Create Auto-scaling Cluster

To create a cluster on AWS that auto-scales horizontally, select the Enable Auto Scaling check box under Cluster Configuration when you are creating the cluster.

Follow the steps given below to create a Kubernetes cluster on AWS.

  1. Navigate to Kubernetes > Infrastructure > Clusters.
  2. Click Add Cluster.
  3. Select an option corresponding to Amazon Web Services for Cloud Provider.
  4. Enter the cluster name in Name.
  5. Select Region and Availability Zones.
  6. Select the Operating System and click Next.
  7. Select the Master Node Instance Type, Worker Node Instance Type.
  8. Enter the Number of Master Nodes and the Number of Worker Nodes.
  9. Select Disable Workloads on Master Nodes. This is a recommended step for the stability of the cluster.
  10. Select the Enable Auto Scaling check box.
  11. Click Next.
  12. Select Domain and Network.
  13. Select the Deploy Nodes using Public Subnet check box, if you want to deploy nodes in a public subnet.
  14. Enter API FQDN, Services FQDN, Containers CIDR, Services CIDR.
  15. Select the HTTP proxy check box, if an HTTP proxy is to be used for the cluster. If you select the HTTP proxy check box, specify the credentials in the following format.<scheme>://<username>:<password>@<host>:<port>
  16. Select the Configure Network Backend check box and select Calico or Flannel as the Network Backend. Once this is selected, Calico or Flannel is enabled when the cluster is created.
  17. Click Next.
  18. Review the cluster configuration and click Create Cluster.

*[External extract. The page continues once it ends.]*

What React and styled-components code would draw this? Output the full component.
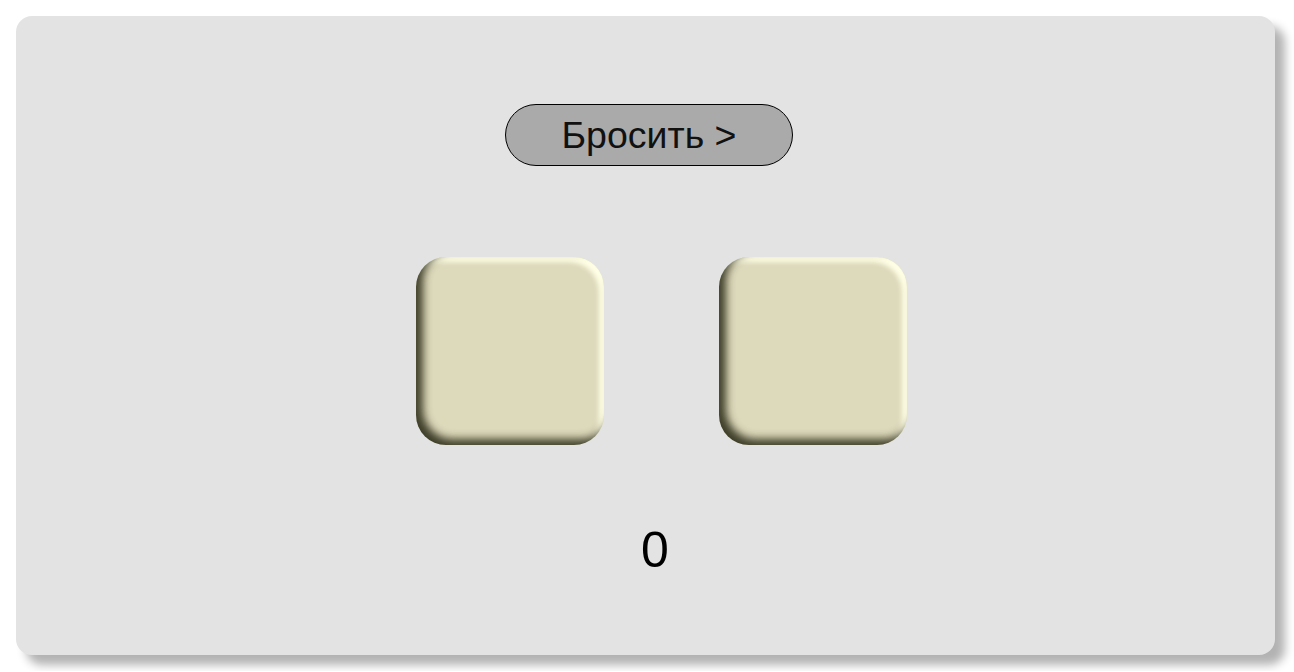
import React, { useState } from "react";
import styled, { createGlobalStyle } from "styled-components";

const GlobalStyle = createGlobalStyle`
  body {
    margin: 0;
    background: #ffffff;
    font-family: "Liberation Sans", Arial, sans-serif;
  }
`;

const Page = styled.div`
  padding: 16px;
`;

const Board = styled.div`
  box-sizing: border-box;
  width: 1259px;
  height: 639px;
  padding-top: 88px;
  display: flex;
  flex-direction: column;
  align-items: center;
  background-color: #e3e3e3;
  border-radius: 16px;
  box-shadow: 10px 10px 10px rgba(0, 0, 0, 0.3);
`;

const RollButton = styled.button`
  box-sizing: border-box;
  width: 288px;
  height: 62px;
  margin-left: 7px;
  background-color: #aaaaaa;
  border: 1.5px solid #000;
  border-radius: 31px;
  font-family: "Liberation Sans", Arial, sans-serif;
  font-size: 37.5px;
  color: #111;
  cursor: pointer;
`;

const DiceRow = styled.div`
  display: flex;
  gap: 115px;
  margin-top: 91px;
  margin-left: 31px;
`;

const Die = styled.div`
  width: 188px;
  height: 188px;
  border-radius: 30px;
  background-color: #ddd9bb;
  box-shadow: inset 7px -6px 8px rgba(35, 35, 15, 0.85),
    inset -5px 5px 5px #ffffe6;
`;

const Score = styled.div`
  margin-top: 76px;
  margin-left: 19px;
  font-size: 50px;
  color: #000;
`;

const App = () => {
  const [dice, setDice] = useState([0, 0]);
  const total = dice[0] + dice[1];

  const roll = () =>
    setDice([
      Math.floor(Math.random() * 6) + 1,
      Math.floor(Math.random() * 6) + 1,
    ]);

  return (
    <Page>
      <GlobalStyle />
      <Board>
        <RollButton onClick={roll}>Бросить &gt;</RollButton>
        <DiceRow>
          {dice.map((value, i) => (
            <Die key={i} data-value={value} />
          ))}
        </DiceRow>
        <Score>{total}</Score>
      </Board>
    </Page>
  );
};

export default App;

The horizontally auto-scaling cluster is created on AWS.

You can deploy your applications on the newly created cluster.

Change Auto-Scale Parameters for Existing Cluster

You can change the minimum number of nodes (Number of Nodes) and maximum number of nodes (Maximum Number of Nodes) in a cluster created on AWS, only if the cluster is an auto-scale enabled AWS cluster.

To change the auto-scale parameters for an existing cluster, you must follow the steps given in Scale Cluster.